大高城への補給が各月の19日に行なわれている点は検証a07で述べた。では、大高城はどのような状況にあったのか。鵜殿十郎三郎宛書状では、この時合戦があり負傷者が出ていることが判る。大高城付近では白兵戦も含めた交戦が行なわれていた。また、菅沼久助宛書状では戦闘が行なわれたのと同時に、兵糧のほか「人数」すなわち兵員も補充されていることが判る。膠着状態にある籠城であれば兵糧だけの搬入で済む筈だ。というよりも、兵員を増強すればそれだけ兵糧も必要になる訳で、単に飢餓状態にあるのではない。補充しなければならない程、兵員の損傷が激しかったと思われる。

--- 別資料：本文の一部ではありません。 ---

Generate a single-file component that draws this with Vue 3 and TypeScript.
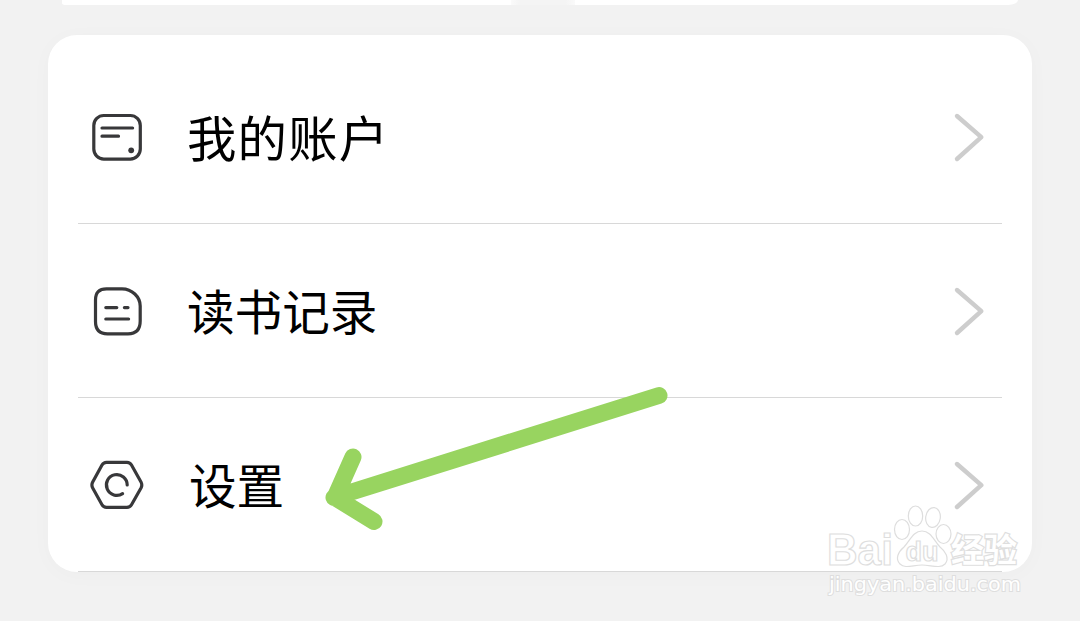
<script setup lang="ts">
type IconName = 'account' | 'record' | 'settings'

interface MenuRow {
  icon: IconName
  label: string
}

const rows: MenuRow[] = [
  { icon: 'account', label: '我的账户' },
  { icon: 'record', label: '读书记录' },
  { icon: 'settings', label: '设置' },
]
</script>

<template>
  <main class="page">
    <div class="previous-card"><span class="notch"></span></div>
    <nav class="card">
      <a v-for="row in rows" :key="row.icon" class="row">
        <svg class="icon" viewBox="0 0 56 56" aria-hidden="true">
          <g v-if="row.icon === 'account'">
            <rect x="5.8" y="6.5" width="46.5" height="43.6" rx="10" />
            <path d="M14 19H44.6M14 27.2H30.5" />
            <circle class="dot" cx="43.2" cy="41.3" r="2.9" />
          </g>
          <g v-else-if="row.icon === 'record'">
            <path d="M18.5 5.8H34C44 5.8 52.2 14 52.2 23V38Q52.2 50.8 40 50.8H19.5Q7.5 50.8 7.5 38.5V17Q7.5 5.8 18.5 5.8Z" />
            <path d="M17.8 24.6H28.8M36.4 24.6H40M17.8 36H40.6" />
          </g>
          <g v-else>
            <path d="M18.5 5.3H39Q42 5.3 43.5 8L53 25Q54.6 28 53 31L43.5 47.7Q42 50.3 39 50.3H18.5Q15.5 50.3 14 47.7L4.7 31Q3.1 28 4.7 25L14 8Q15.5 5.3 18.5 5.3Z" />
            <path d="M39.2 28A10.4 10.4 0 1 0 34.6 36.6" />
          </g>
        </svg>
        <span class="label" :class="row.icon">{{ row.label }}</span>
        <svg class="chevron" viewBox="0 0 34 52" aria-hidden="true">
          <path d="M5 5L29.3 26.2L5 48" />
        </svg>
      </a>
    </nav>

    <svg class="arrow" viewBox="0 0 360 160" aria-hidden="true">
      <path d="M349 15.5L24 117.5M43 77L25 117.5L64 141.5" />
    </svg>

    <svg class="watermark" viewBox="0 0 210 100" aria-label="Baidu 经验">
      <g class="outlined">
        <text class="latin" x="7" y="65" textLength="66" lengthAdjust="spacingAndGlyphs">Bai</text>
        <ellipse cx="82" cy="29.5" rx="7.5" ry="10" />
        <ellipse cx="95.5" cy="16" rx="7.2" ry="10" />
        <ellipse cx="113" cy="17.5" rx="7.3" ry="10" transform="rotate(8 113 17.5)" />
        <ellipse cx="123.5" cy="34" rx="7.5" ry="9.5" />
        <path d="M102 31C93 31 90 41 84 47C78 52 75 59 80 64C85 69 93 65 102 65C111 65 120 69 125 64C130 58 125 51 120 47C114 41 111 31 102 31Z" />
        <text class="du" x="85.5" y="61" textLength="33" lengthAdjust="spacingAndGlyphs">du</text>
        <text class="cjk" x="131" y="61.5" textLength="66" lengthAdjust="spacingAndGlyphs">经验</text>
      </g>
      <text class="address" x="9" y="91" textLength="192" lengthAdjust="spacingAndGlyphs">jingyan.baidu.com</text>
    </svg>
  </main>
</template>

<style>
html,
body {
  margin: 0;
  background: #f2f2f2;
}
</style>

<style scoped>
.page {
  position: relative;
  width: 1080px;
  height: 621px;
  overflow: hidden;
  background: #f2f2f2;
  font-family: 'Noto Sans CJK SC', 'Noto Sans', sans-serif;
}
.previous-card {
  display: flex;
  justify-content: center;
  width: 956px;
  height: 5px;
  margin: 0 auto 30px;
  background: #fff;
  border-radius: 0 0 10px 4px / 0 0 5px 2px;
}
.notch {
  width: 64px;
  height: 5px;
  margin-left: 6px;
  background: linear-gradient(90deg, #fafafa, #f4f4f4 15%, #f4f4f4 85%, #fafafa);
}
.card {
  box-sizing: border-box;
  width: 984px;
  height: 537px;
  margin: 0 auto;
  padding: 15px 30px 0;
  background: #fff;
  border-radius: 29px;
  box-shadow: 0 3px 22px rgb(0 0 0 / 2.5%);
}
.row {
  box-sizing: border-box;
  display: flex;
  align-items: center;
  height: 174px;
  padding: 0 16px 0 10px;
  border-bottom: 1px solid #d8d8d8;
}
.icon {
  width: 56px;
  height: 56px;
  fill: none;
  stroke: #38383a;
  stroke-width: 3.2;
  stroke-linecap: round;
  stroke-linejoin: round;
}
.icon .dot {
  fill: #38383a;
  stroke: none;
}
.label {
  margin-left: 43px;
  padding-bottom: 2px;
  color: #000;
  font-size: 49.4px;
  letter-spacing: 1.2px;
  line-height: 72px;
  white-space: nowrap;
}
.label.record,
.label.settings {
  font-size: 47.6px;
  letter-spacing: 0;
}
.label.settings {
  margin-left: 45px;
}
.chevron {
  width: 34px;
  height: 52px;
  margin-left: auto;
  fill: none;
  stroke: #cdcdcd;
  stroke-width: 4.4;
  stroke-linecap: round;
  stroke-linejoin: round;
}
.arrow {
  position: absolute;
  top: 380px;
  left: 310px;
  width: 360px;
  height: 160px;
  fill: none;
  stroke: #98d460;
  stroke-width: 17;
  stroke-linecap: round;
  stroke-linejoin: round;
}
.watermark {
  position: absolute;
  top: 500px;
  left: 820px;
  width: 210px;
  height: 100px;
}
.outlined {
  fill: #fff;
  stroke: #dedede;
  stroke-width: 1.2;
}
.latin {
  font-family: 'Liberation Sans', sans-serif;
  font-size: 44px;
  font-weight: 700;
}
.du {
  font-family: 'Liberation Sans', sans-serif;
  font-size: 27px;
  font-weight: 700;
}
.cjk {
  font-size: 33px;
  font-weight: 700;
  stroke-width: 2.4;
  paint-order: stroke;
}
.address {
  font-family: 'DejaVu Sans', sans-serif;
  font-size: 20px;
  fill: #fff;
  stroke: #dedede;
  stroke-width: 2;
  paint-order: stroke;
}
</style>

 今川方が圧倒的に優勢で、以降大規模な作戦を演じるために兵員と兵糧を補充したとは考えにくい。戦闘がいずれも大高城周辺で行なわれていることから考えても、城内に補給を行なうのが精一杯だっただろう。
 では何故それが鳴海・沓掛ではなかったのか。鳴海のほうが最前線に存在し、現地形から考えても大高ほど規模は大きくないと思われる。また、沓掛は比高も低く防御レベルは高くない。西にある二村山を押さえれば城内は丸見えとなる。城の東を境川が流れているが、これは西からの侵攻を妨げるものではない。

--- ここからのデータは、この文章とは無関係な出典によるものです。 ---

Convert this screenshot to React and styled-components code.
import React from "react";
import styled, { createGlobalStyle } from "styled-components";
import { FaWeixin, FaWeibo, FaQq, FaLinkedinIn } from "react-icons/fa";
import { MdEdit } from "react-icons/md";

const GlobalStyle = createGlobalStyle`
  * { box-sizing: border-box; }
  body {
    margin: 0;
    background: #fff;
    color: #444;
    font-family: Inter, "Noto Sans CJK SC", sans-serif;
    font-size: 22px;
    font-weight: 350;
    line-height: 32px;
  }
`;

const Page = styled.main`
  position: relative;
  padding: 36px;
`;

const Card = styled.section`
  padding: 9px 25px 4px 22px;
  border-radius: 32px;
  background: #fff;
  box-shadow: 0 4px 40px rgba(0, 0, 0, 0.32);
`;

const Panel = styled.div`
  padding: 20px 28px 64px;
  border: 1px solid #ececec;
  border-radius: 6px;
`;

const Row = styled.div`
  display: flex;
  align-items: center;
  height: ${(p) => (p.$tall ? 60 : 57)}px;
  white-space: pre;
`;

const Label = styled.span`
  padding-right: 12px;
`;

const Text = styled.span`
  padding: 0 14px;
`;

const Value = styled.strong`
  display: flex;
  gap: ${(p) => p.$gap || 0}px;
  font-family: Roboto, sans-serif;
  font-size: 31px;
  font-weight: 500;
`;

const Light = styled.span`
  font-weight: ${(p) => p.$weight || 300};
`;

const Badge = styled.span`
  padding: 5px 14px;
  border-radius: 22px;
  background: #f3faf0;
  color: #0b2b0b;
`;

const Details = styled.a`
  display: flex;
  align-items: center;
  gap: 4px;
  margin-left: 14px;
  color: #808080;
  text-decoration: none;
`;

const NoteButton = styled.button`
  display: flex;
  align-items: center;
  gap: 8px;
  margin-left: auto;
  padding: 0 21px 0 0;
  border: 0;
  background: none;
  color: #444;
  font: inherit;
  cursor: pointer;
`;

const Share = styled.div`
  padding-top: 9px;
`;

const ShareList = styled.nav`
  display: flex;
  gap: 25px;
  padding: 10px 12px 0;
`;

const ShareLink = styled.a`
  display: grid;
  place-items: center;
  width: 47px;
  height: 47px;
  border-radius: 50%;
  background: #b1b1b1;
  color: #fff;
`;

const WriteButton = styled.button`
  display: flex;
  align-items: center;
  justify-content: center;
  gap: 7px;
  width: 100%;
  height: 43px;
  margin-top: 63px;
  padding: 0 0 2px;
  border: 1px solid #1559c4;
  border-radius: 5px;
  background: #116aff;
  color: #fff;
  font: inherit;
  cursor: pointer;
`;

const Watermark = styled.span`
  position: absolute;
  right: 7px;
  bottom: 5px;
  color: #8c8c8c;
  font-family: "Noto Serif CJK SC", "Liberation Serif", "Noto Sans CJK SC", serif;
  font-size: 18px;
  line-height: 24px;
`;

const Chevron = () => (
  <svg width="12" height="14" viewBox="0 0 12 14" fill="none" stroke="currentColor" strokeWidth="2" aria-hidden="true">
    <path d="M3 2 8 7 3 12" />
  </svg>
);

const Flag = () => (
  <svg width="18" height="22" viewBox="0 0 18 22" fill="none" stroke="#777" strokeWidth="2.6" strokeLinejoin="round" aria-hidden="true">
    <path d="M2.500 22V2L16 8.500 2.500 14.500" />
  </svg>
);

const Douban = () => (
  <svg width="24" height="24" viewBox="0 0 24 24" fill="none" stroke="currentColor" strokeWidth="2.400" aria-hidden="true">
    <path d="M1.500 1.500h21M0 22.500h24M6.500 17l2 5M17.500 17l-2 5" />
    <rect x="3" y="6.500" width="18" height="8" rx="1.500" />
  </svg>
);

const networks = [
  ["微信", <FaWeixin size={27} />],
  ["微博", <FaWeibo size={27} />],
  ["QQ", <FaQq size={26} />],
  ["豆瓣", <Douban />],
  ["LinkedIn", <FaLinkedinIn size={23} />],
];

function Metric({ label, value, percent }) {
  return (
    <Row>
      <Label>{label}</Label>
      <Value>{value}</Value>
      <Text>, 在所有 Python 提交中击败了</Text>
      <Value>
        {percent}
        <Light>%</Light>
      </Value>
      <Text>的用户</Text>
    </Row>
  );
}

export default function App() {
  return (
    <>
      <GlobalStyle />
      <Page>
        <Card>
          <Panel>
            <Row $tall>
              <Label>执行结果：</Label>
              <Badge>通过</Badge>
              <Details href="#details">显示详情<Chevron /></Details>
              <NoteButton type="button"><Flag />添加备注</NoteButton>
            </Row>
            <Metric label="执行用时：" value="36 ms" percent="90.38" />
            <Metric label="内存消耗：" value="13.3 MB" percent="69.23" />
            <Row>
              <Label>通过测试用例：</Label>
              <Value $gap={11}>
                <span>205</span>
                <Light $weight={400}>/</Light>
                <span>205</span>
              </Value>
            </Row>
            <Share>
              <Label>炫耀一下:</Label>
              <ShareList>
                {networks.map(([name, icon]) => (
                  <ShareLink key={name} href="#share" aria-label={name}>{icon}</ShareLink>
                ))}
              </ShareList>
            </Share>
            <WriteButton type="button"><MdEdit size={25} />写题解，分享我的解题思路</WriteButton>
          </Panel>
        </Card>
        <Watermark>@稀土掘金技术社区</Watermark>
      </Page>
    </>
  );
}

 だが、5月19日合戦の焦点となった鳴海・大高・沓掛の中で、織田方にとって最も攻めやすかったのが大高だった、としか説明のしようがない。大高を失陥させれば鳴海・沓掛も自動的に開城に追い込めるのであれば、犠牲を承知で戦略的に大高を攻めたと仮定できるが、大高・沓掛が開城しても鳴海が保持できることは岡部五郎兵衛尉の実績で後に証明されている。また、沓掛を攻撃していないことから考えて、二村山は今川方が確保していたものと推測できる。やはり、攻めやすく守りにくい条件が大高には存在したのだろう。
 大高城は北と東に大高川、西に伊勢湾を配している。防御が甘くなるのは南からの攻撃に対してである。ということは、知多半島側からの攻撃を受けていたことになる。熱田から海上を移動し、大高南方に上陸すればこの作戦は可能だ。ただし海路の確保が不可欠となる。
 織田方が海路の安全を握っていたとすると、検証07での推論は逆転する。今川方は、大潮ではなく、干潮時に補給を行なおうとしていたことになる。いずれにせよ19日は潮の干満が激しい日である。熱田からの援軍が来づらい日時を狙い、大高南方に布陣する敵を攻撃しながら陸路大高に補給を行なった可能性が出てくるだろう。